The Last Whole Earth Catalog
"The main problem with fame, or any kind of success, is the insulation it packs around you," writes Brand near the end of The Last Whole Earth Catalog, explaining why he decided to stop at the publication's zenith of popularity and critical acclaim. "There's a difference between intention driving us on and mystery pulling us on. Mystery will always educate and correct. Intention can go off the end of its own limb."
The Last Whole Earth Catalog
Brand, who turns 80 in December, now splits his time between The Long Now Foundation and Revive & Restore, an effort dedicated to "building the 21st-century genetic rescue toolkit for conservation" to save coral reefs, horseshoe crabs, Asian elephants, and other living things from degradation, depopulation, and worse. Its most visionary ambitions include "de-extincting" animals, such as the passenger pigeon and the wooly mammoth, that long ago went missing. Because he believes in genetic modification of crops and organisms, and in the increased use of nuclear power to reduce greenhouse gases, Brand, who helped to inspire the first Earth Day, has become a pariah among some of his old crowd.
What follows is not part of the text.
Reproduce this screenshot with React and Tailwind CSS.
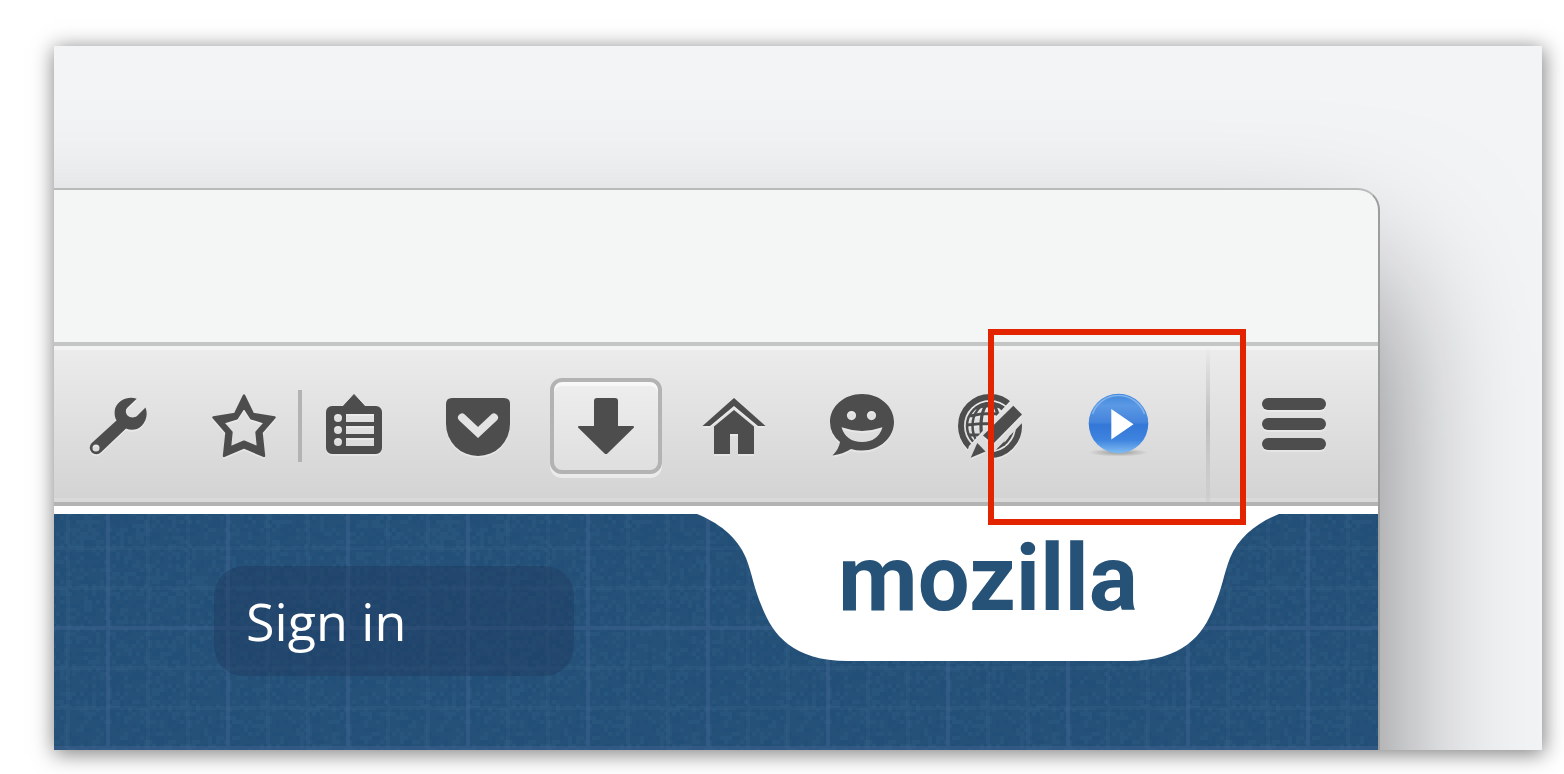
import React from "react";

const ICON = "#4d4d4d";

function Icon({ children, shadow = true }) {
  return (
    <svg
      viewBox="0 0 64 72"
      aria-hidden="true"
      className={
        shadow
          ? "h-[72px] w-16 overflow-visible drop-shadow-[0_2px_0_rgba(255,255,255,0.3)]"
          : "h-[72px] w-16 overflow-visible"
      }
      fill={ICON}
    >
      {children}
    </svg>
  );
}

function ToolButton({ label, children }) {
  return (
    <button type="button" aria-label={label} className="flex h-24 w-28 shrink-0 items-center justify-center">
      {children}
    </button>
  );
}

function WrenchIcon() {
  return (
    <Icon>
      <path
        transform="translate(-2 0)"
        fillRule="evenodd"
        d="M52.7 8.7C44 6 34.5 10 31.3 18C30 22.500 30.500 27 32.500 30.500L7.500 53.300A6.500 6.500 0 1 0 17 62.200L42 38.500C47 40.800 53 40.300 57.500 36C62.500 31 64 24 61.500 17.500L53.500 25.500C50.500 28.300 46 28 43.500 25.500C41.300 23 41.300 19.800 43.500 17.500ZM12 54.600A3.500 3.500 0 1 1 12 61.600A3.500 3.500 0 1 1 12 54.600Z"
      />
    </Icon>
  );
}

function StarIcon() {
  return (
    <Icon>
      <path
        fillRule="evenodd"
        stroke={ICON}
        strokeWidth="2.4"
        strokeLinejoin="round"
        d="M32 5.500L41 24L62.500 27.500L49.500 42.500L52 66L32 57.500L12 66L14.500 42.500L1.500 27.500L23 24ZM32 17L24.800 28.300L11 32.500L19.500 42.200L18 57.500L32 51.600L46 57.500L44.500 42.200L53 32.500L39.200 28.300Z"
      />
    </Icon>
  );
}

function ListIcon() {
  return (
    <Icon>
      <path d="M32 4.500L21 16.500H43Z" stroke={ICON} strokeLinejoin="round" />
      <path
        fillRule="evenodd"
        d="M10 16H54A6 6 0 0 1 60 22V58A6 6 0 0 1 54 64H10A6 6 0 0 1 4 58V22A6 6 0 0 1 10 16ZM24 24V32H52V24ZM24 36V44H52V36ZM24 48V56H52V48ZM16 24A4 4 0 1 0 16 32A4 4 0 1 0 16 24ZM16 36A4 4 0 1 0 16 44A4 4 0 1 0 16 36ZM16 48A4 4 0 1 0 16 56A4 4 0 1 0 16 48Z"
      />
    </Icon>
  );
}

function PocketIcon() {
  return (
    <Icon>
      <path d="M6 8H58Q64 8 64 14V34A32 32 0 0 1 0 34V14Q0 8 6 8Z" />
      <path
        d="M16 27.500L32 42.500L48 27.500"
        fill="none"
        stroke="#e3e3e3"
        strokeWidth="8"
        strokeLinecap="round"
      />
    </Icon>
  );
}

function DownloadIcon() {
  return (
    <Icon shadow={false}>
      <path
        stroke={ICON}
        strokeWidth="2"
        strokeLinejoin="round"
        d="M23 9H41Q43 9 43 11V37H59L33 62.500Q32 63.500 31 62.500L5 37H21V11Q21 9 23 9Z"
      />
    </Icon>
  );
}

function HomeIcon() {
  return (
    <Icon>
      <path d="M32 8L63.500 36H56L32 16L8 36H0.500Z" />
      <path d="M32 20L52 36.500V64H36V44H28V64H12V36.500Z" />
    </Icon>
  );
}

function ChatIcon() {
  return (
    <Icon>
      <path
        fillRule="evenodd"
        d="M32 4C50 4 64 16.500 64 32S50 60.500 32 60.500Q26 60.500 21 59Q13 64 2.500 65.500Q9 59 10 52Q0 44 0 32C0 16.500 14 4 32 4ZM21.500 21A4.600 4.600 0 1 0 21.500 30.200A4.600 4.600 0 1 0 21.500 21ZM41.500 21A4.600 4.600 0 1 0 41.500 30.200A4.600 4.600 0 1 0 41.500 21ZM11.500 37.300Q32 44.500 52.500 37.300Q48 52 32 52Q16 52 11.500 37.300Z"
      />
    </Icon>
  );
}

function GlobeIcon() {
  return (
    <Icon>
      <defs>
        <mask id="globe-cut">
          <rect x="-4" y="0" width="72" height="72" fill="#fff" />
          <path d="M52 11L68 4V29L30 68L26 74L6 72L11 56Z" fill="#000" />
        </mask>
      </defs>
      <g mask="url(#globe-cut)" fill="none" stroke={ICON}>
        <circle cx="32" cy="36" r="29" strokeWidth="6" />
        <circle cx="32" cy="36" r="23" strokeWidth="2.500" />
        <g strokeWidth="3.200">
          <path d="M32 12V60M12 26Q32 21 52 26M9 35Q32 32 55 35M11 45Q32 45 53 45M17 54Q32 56 47 54" />
          <ellipse cx="32" cy="36" rx="9" ry="23" />
          <ellipse cx="32" cy="36" rx="17.500" ry="23" strokeWidth="2.500" />
        </g>
        <path strokeWidth="2.500" d="M18 18Q32 14 46 18" />
      </g>
      <path d="M55.300 15.700L64 24.500L35 54L25 45.500Z" />
      <path d="M12.700 67.700L19.300 53L27.500 61.500Z" />
    </Icon>
  );
}

function PlayIcon() {
  return (
    <Icon shadow={false}>
      <defs>
        <linearGradient id="play-fill" x1="0" y1="0" x2="0" y2="1">
          <stop offset="0" stopColor="#3f87dc" />
          <stop offset="0.200" stopColor="#5b98e4" />
          <stop offset="0.480" stopColor="#4484dc" />
          <stop offset="0.520" stopColor="#3377d8" />
          <stop offset="0.780" stopColor="#3f84df" />
          <stop offset="1" stopColor="#82bdf3" />
        </linearGradient>
        <radialGradient id="play-shade">
          <stop offset="0" stopColor="#000" stopOpacity="0.300" />
          <stop offset="1" stopColor="#000" stopOpacity="0" />
        </radialGradient>
      </defs>
      <ellipse cx="32.500" cy="62.500" rx="30" ry="4" fill="url(#play-shade)" />
      <circle cx="32.500" cy="33.500" r="29.800" fill="url(#play-fill)" />
      <path
        d="M6.500 24A27.500 27.500 0 0 1 58.500 24"
        fill="none"
        stroke="#8ebcf0"
        strokeOpacity="0.800"
        strokeWidth="1.500"
      />
      <path d="M25.300 19L47.500 34.300L25.300 49.500Z" fill="#fff" />
    </Icon>
  );
}

function MenuIcon() {
  return (
    <Icon>
      <rect x="0" y="8" width="64" height="12" rx="6" />
      <rect x="0" y="28" width="64" height="12" rx="6" />
      <rect x="0" y="48" width="64" height="12" rx="6" />
    </Icon>
  );
}

// Repeating speckle made of 4px cells, split into a dark and a light layer.
function speckle() {
  let seed = 7;
  let dark = "";
  let light = "";
  for (let y = 0; y < 240; y += 4) {
    for (let x = 0; x < 360; x += 4) {
      seed = (seed * 16807) % 2147483647;
      const r = seed / 2147483647;
      const cell = `M${x} ${y}h4v4h-4z`;
      if (r < 0.25) dark += cell;
      else if (r > 0.75) light += cell;
    }
  }
  return { dark, light };
}

const NOISE = speckle();

function Blueprint() {
  return (
    <svg className="absolute inset-0 h-full w-full" aria-hidden="true">
      <defs>
        <pattern id="noise" x="2" y="2" width="360" height="240" patternUnits="userSpaceOnUse">
          <path d={NOISE.dark} fill="#1d4a72" fillOpacity="0.400" />
          <path d={NOISE.light} fill="#2b5a80" fillOpacity="0.350" />
        </pattern>
        <pattern id="grid" x="52" y="-8" width="120" height="120" patternUnits="userSpaceOnUse">
          <path d="M40 0h4v120h-4zM80 0h4v120h-4zM0 40h120v4h-120zM0 80h120v4h-120z" fill="#6f93a8" fillOpacity="0.060" />
          <path d="M0 0h4v120h-4zM0 0h120v4h-120z" fill="#5f78a8" fillOpacity="0.220" />
        </pattern>
      </defs>
      <rect width="100%" height="100%" fill="#255179" />
      <rect width="100%" height="100%" fill="url(#noise)" />
      <rect width="100%" height="100%" fill="url(#grid)" />
    </svg>
  );
}

function Toolbar() {
  return (
    <div className="relative flex items-center justify-end gap-4 border-y-4 border-t-[#c4c6c5] border-b-[#b3b3b3] bg-linear-to-b from-[#ececec] to-[#d3d3d3] pr-7 shadow-[inset_0_4px_0_rgba(255,255,255,0.4),inset_0_-4px_0_rgba(255,255,255,0.15)]">
      <div className="flex items-center gap-4 pt-1">
        <ToolButton label="Developer tools">
          <WrenchIcon />
        </ToolButton>
        <div className="flex items-center">
          <button type="button" aria-label="Bookmark this page" className="flex h-24 w-[108px] items-center justify-center">
            <StarIcon />
          </button>
          <div className="h-[72px] w-1 bg-[#b3b3b3]" />
          <button type="button" aria-label="Show bookmarks" className="flex h-24 w-[104px] items-center justify-center">
            <ListIcon />
          </button>
        </div>
        <ToolButton label="Save to Pocket">
          <PocketIcon />
        </ToolButton>
        <button
          type="button"
          aria-label="Downloads"
          className="flex h-24 w-28 shrink-0 items-center justify-center rounded-xl border-4 border-[#b3b3b3] bg-linear-to-b from-[#eeeeee] to-[#dfdfdf] shadow-[0_4px_0_rgba(255,255,255,0.5),inset_0_4px_1px_rgba(255,255,255,0.6)]"
        >
          <DownloadIcon />
        </button>
        <ToolButton label="Home">
          <HomeIcon />
        </ToolButton>
        <ToolButton label="Chat">
          <ChatIcon />
        </ToolButton>
        <ToolButton label="Web page editor">
          <GlobeIcon />
        </ToolButton>
        <ToolButton label="Play">
          <PlayIcon />
        </ToolButton>
      </div>
      <div className="ml-4 mr-3 h-[156px] w-1 bg-linear-to-b from-transparent via-[#bfc1c1] to-[#bfc1c1]/30" />
      <div className="pt-1">
        <ToolButton label="Open menu">
          <MenuIcon />
        </ToolButton>
      </div>
      <div className="pointer-events-none absolute -top-[17px] right-[132px] z-10 h-[196px] w-[258px] border-6 border-[#e32400]" />
    </div>
  );
}

function PageHeader() {
  return (
    <main className="relative flex flex-1 items-start justify-between border-t-8 border-white pl-40 pr-[99px]">
      <Blueprint />
      <a
        href="#sign-in"
        className="relative mt-[52px] flex h-[110px] w-[360px] shrink-0 items-center rounded-[30px] bg-[#1e3358]/35 pl-8 text-[52px] font-medium leading-[72px] text-white"
      >
        Sign in
      </a>
      <a
        href="#mozilla"
        className="relative flex h-[148px] w-[582px] shrink-0 justify-center font-['Roboto',sans-serif] text-[92px] font-bold leading-[130px] text-[#265278]"
      >
        <svg viewBox="0 0 582 148" aria-hidden="true" className="absolute inset-0 h-full w-full" fill="#fff">
          <path d="M0 0C20 8 40 22 49 44C55 59 57 75 65 93C76 121 96 147 151 147H431C486 147 506 121 517 93C525 75 527 59 533 44C542 22 562 8 582 0Z" />
        </svg>
        <span className="relative">mozilla</span>
      </a>
    </main>
  );
}

export default function App() {
  return (
    <div className="flex min-h-screen bg-white pb-6 pl-[54px] pr-[22px] pt-[46px] font-['Open_Sans',sans-serif]">
      <div className="flex flex-1 shadow-[1px_3px_20px_1px_rgba(0,0,0,0.5)]">
        <div className="flex flex-1 overflow-hidden bg-[#f3f4f6] pr-[162px] pt-[142px]">
          <div className="relative flex flex-1 flex-col">
            <div className="absolute -bottom-60 -left-60 right-0 top-0 rounded-[22px] shadow-[0_90px_150px_rgba(0,0,0,0.5)]" />
            <div className="relative flex flex-1 flex-col overflow-hidden rounded-tr-[22px] border-r-2 border-t-2 border-r-[#9c9d9d] border-t-[#b9bbba] bg-[#f4f6f5]">
              <div className="h-[152px]" />
              <Toolbar />
              <PageHeader />
            </div>
          </div>
        </div>
      </div>
    </div>
  );
}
By the time this review is published, the Whole Earth Catalog will have held its 50th anniversary celebration in San Francisco. Brand was a member of the Merry Pranksters back when they were staging "Electric Kool-Aid Acid Tests" at Grateful Dead shows, so he knows a thing or two about throwing a party. When the original Catalog closed up shop in July 1971, the staff staged a wild gathering at San Francisco's Palace of Fine Arts. Brand, dressed in a monk's robe, distributed $20,000 in increments of a few hundred dollars to people who wanted to start radio stations, magazines, communes, and other interesting-sounding projects. "There was so much demand for our catalog," he told a reporter for The Christian Science Monitor, "that we hope when the supply is stopped the demand will force other people to create more diversified catalogs in their own areas."
The Last Whole Earth Catalog
That prophecy certainly came true, especially if you factor in the rise of the internet, where there are more rabbit holes to fall down than bunnies will ever live on God's green Earth.
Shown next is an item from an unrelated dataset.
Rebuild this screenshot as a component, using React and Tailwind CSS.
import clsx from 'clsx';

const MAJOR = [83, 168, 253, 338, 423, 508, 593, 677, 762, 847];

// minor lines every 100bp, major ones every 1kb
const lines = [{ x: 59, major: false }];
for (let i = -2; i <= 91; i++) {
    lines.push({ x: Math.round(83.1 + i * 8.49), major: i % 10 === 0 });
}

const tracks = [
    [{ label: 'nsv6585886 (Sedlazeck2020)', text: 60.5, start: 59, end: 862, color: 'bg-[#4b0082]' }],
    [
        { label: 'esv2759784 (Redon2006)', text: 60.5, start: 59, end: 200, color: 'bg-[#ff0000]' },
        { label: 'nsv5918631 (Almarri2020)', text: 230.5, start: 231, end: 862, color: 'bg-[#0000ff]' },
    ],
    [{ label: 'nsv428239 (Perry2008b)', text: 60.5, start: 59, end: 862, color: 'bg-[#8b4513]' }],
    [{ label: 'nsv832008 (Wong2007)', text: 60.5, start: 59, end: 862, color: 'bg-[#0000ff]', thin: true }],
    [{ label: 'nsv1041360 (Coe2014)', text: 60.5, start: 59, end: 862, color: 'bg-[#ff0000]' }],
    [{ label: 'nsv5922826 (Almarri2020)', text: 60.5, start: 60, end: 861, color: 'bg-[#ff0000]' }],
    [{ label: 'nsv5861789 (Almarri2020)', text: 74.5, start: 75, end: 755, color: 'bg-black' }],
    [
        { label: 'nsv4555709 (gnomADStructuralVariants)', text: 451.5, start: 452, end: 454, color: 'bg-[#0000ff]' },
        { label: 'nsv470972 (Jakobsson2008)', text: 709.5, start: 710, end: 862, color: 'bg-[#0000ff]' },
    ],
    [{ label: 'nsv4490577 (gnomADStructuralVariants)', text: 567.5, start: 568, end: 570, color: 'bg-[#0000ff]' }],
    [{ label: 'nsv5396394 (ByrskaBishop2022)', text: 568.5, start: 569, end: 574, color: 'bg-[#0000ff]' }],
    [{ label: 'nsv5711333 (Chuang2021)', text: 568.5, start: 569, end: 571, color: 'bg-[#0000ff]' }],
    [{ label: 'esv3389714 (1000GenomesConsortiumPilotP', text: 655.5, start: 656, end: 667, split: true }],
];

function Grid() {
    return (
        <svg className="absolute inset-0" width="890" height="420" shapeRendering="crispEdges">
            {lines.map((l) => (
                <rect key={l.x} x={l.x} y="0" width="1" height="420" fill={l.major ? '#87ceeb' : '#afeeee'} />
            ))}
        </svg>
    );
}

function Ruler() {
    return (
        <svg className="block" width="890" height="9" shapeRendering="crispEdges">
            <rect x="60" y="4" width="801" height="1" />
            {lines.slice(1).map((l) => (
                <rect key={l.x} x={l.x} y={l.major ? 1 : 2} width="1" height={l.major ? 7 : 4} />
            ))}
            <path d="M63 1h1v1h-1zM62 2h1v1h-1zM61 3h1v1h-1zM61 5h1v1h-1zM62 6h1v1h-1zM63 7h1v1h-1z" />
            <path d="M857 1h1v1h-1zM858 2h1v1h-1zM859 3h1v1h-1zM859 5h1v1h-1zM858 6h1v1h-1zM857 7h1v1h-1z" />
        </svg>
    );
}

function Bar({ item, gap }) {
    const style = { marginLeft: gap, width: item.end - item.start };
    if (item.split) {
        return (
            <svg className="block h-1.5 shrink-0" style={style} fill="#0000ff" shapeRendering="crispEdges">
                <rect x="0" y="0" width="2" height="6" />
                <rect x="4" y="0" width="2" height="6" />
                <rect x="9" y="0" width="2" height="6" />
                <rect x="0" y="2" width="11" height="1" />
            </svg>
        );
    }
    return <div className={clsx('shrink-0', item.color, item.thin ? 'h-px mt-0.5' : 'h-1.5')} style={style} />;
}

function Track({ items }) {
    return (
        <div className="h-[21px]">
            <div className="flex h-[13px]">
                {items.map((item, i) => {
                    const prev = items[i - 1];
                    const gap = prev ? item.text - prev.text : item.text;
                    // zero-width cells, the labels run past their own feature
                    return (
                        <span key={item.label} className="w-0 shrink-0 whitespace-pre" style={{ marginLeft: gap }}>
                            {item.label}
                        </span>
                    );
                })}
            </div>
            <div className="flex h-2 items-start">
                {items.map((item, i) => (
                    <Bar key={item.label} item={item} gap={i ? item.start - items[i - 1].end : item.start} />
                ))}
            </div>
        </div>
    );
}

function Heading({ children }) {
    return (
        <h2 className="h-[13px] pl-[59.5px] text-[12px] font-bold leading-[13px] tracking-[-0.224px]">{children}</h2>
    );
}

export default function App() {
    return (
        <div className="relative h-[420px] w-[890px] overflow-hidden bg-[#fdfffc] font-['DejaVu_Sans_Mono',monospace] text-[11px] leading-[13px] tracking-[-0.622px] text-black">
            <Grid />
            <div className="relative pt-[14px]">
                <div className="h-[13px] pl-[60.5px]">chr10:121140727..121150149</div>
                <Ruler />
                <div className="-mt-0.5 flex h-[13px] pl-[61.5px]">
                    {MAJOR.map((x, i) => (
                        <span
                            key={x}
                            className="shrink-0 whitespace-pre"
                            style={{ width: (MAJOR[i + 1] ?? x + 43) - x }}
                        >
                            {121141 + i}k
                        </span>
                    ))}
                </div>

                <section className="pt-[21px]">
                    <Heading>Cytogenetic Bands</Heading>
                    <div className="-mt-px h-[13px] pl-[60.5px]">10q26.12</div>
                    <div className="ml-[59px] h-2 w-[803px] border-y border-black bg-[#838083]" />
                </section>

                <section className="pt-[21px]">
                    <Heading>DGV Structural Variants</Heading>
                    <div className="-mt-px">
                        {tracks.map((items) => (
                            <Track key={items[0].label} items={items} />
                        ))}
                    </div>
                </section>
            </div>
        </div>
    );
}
Given their common birth year, it's worth pondering the sometimes-overlapping trails blazed by the Whole Earth Catalog and Reason. Their founders certainly followed different paths: Brand became a serial start-up guy, not for businesses but for think tanks, nonprofits, and big ideas, even as the catalog became its own sort of magic relic that continues to inspire; Reason patriarch Lanny Friedlander did a stint working with the genius designer Massimo Vignelli (who among other triumphs created in the early 1970s the version of the New York City subway map still in use) but then fell out of creative work and lost contact even with his early libertarian comrades.
Yet looking back, the Whole Earth Catalog's critique of "remotely done power and glory" and Reason's vision of empowering the individual through reality-based, rational analysis ("logic, not legends") are part of the same DIY spirit that energized the best elements of 1960s counterculture. And a certain optimism about the future underwrote both publications. We are as gods—demigods, maybe—and 50 years on, we're still trying to get better at it.